═════ AVAILABLE DATA

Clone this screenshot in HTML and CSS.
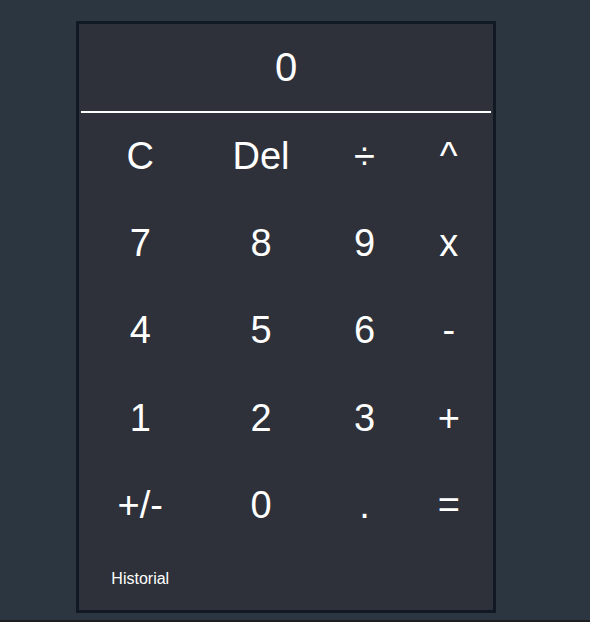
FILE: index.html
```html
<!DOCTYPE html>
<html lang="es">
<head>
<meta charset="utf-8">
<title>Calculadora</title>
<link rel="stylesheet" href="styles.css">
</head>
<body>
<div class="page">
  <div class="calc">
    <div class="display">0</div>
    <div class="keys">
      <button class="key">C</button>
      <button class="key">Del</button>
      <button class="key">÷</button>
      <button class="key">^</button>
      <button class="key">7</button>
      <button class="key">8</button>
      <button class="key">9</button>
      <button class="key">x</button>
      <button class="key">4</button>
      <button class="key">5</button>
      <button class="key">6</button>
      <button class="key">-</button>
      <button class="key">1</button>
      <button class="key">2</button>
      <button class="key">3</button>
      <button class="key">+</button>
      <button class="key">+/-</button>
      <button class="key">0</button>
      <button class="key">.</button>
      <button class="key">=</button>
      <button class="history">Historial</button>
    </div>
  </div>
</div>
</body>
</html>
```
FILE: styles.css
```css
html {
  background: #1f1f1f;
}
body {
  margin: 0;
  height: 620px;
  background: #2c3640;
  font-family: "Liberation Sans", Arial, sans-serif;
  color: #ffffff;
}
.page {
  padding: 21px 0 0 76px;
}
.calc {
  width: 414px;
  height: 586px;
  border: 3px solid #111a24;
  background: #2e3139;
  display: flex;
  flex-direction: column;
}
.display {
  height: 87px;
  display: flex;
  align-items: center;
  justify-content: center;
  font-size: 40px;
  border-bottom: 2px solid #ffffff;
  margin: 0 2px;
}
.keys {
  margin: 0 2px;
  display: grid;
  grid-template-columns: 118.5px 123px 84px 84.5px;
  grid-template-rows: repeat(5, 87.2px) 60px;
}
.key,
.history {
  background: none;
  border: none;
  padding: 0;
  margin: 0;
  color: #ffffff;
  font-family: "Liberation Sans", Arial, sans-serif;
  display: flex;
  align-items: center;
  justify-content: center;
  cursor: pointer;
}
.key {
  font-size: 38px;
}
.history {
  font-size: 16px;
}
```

══════════

→ **WHAT TO WORK ON**
Omit the pictures, and quote the material above exactly as given.

→ **CORRECT OUTPUT**
Clone this screenshot in HTML and CSS.
FILE: index.html
```html
<!DOCTYPE html>
<html lang="es">
<head>
<meta charset="utf-8">
<title>Calculadora</title>
<link rel="stylesheet" href="styles.css">
</head>
<body>
<div class="page">
  <div class="calc">
    <div class="display">0</div>
    <div class="keys">
      <button class="key">C</button>
      <button class="key">Del</button>
      <button class="key">÷</button>
      <button class="key">^</button>
      <button class="key">7</button>
      <button class="key">8</button>
      <button class="key">9</button>
      <button class="key">x</button>
      <button class="key">4</button>
      <button class="key">5</button>
      <button class="key">6</button>
      <button class="key">-</button>
      <button class="key">1</button>
      <button class="key">2</button>
      <button class="key">3</button>
      <button class="key">+</button>
      <button class="key">+/-</button>
      <button class="key">0</button>
      <button class="key">.</button>
      <button class="key">=</button>
      <button class="history">Historial</button>
    </div>
  </div>
</div>
</body>
</html>
```
FILE: styles.css
```css
html {
  background: #1f1f1f;
}
body {
  margin: 0;
  height: 620px;
  background: #2c3640;
  font-family: "Liberation Sans", Arial, sans-serif;
  color: #ffffff;
}
.page {
  padding: 21px 0 0 76px;
}
.calc {
  width: 414px;
  height: 586px;
  border: 3px solid #111a24;
  background: #2e3139;
  display: flex;
  flex-direction: column;
}
.display {
  height: 87px;
  display: flex;
  align-items: center;
  justify-content: center;
  font-size: 40px;
  border-bottom: 2px solid #ffffff;
  margin: 0 2px;
}
.keys {
  margin: 0 2px;
  display: grid;
  grid-template-columns: 118.5px 123px 84px 84.5px;
  grid-template-rows: repeat(5, 87.2px) 60px;
}
.key,
.history {
  background: none;
  border: none;
  padding: 0;
  margin: 0;
  color: #ffffff;
  font-family: "Liberation Sans", Arial, sans-serif;
  display: flex;
  align-items: center;
  justify-content: center;
  cursor: pointer;
}
.key {
  font-size: 38px;
}
.history {
  font-size: 16px;
}
```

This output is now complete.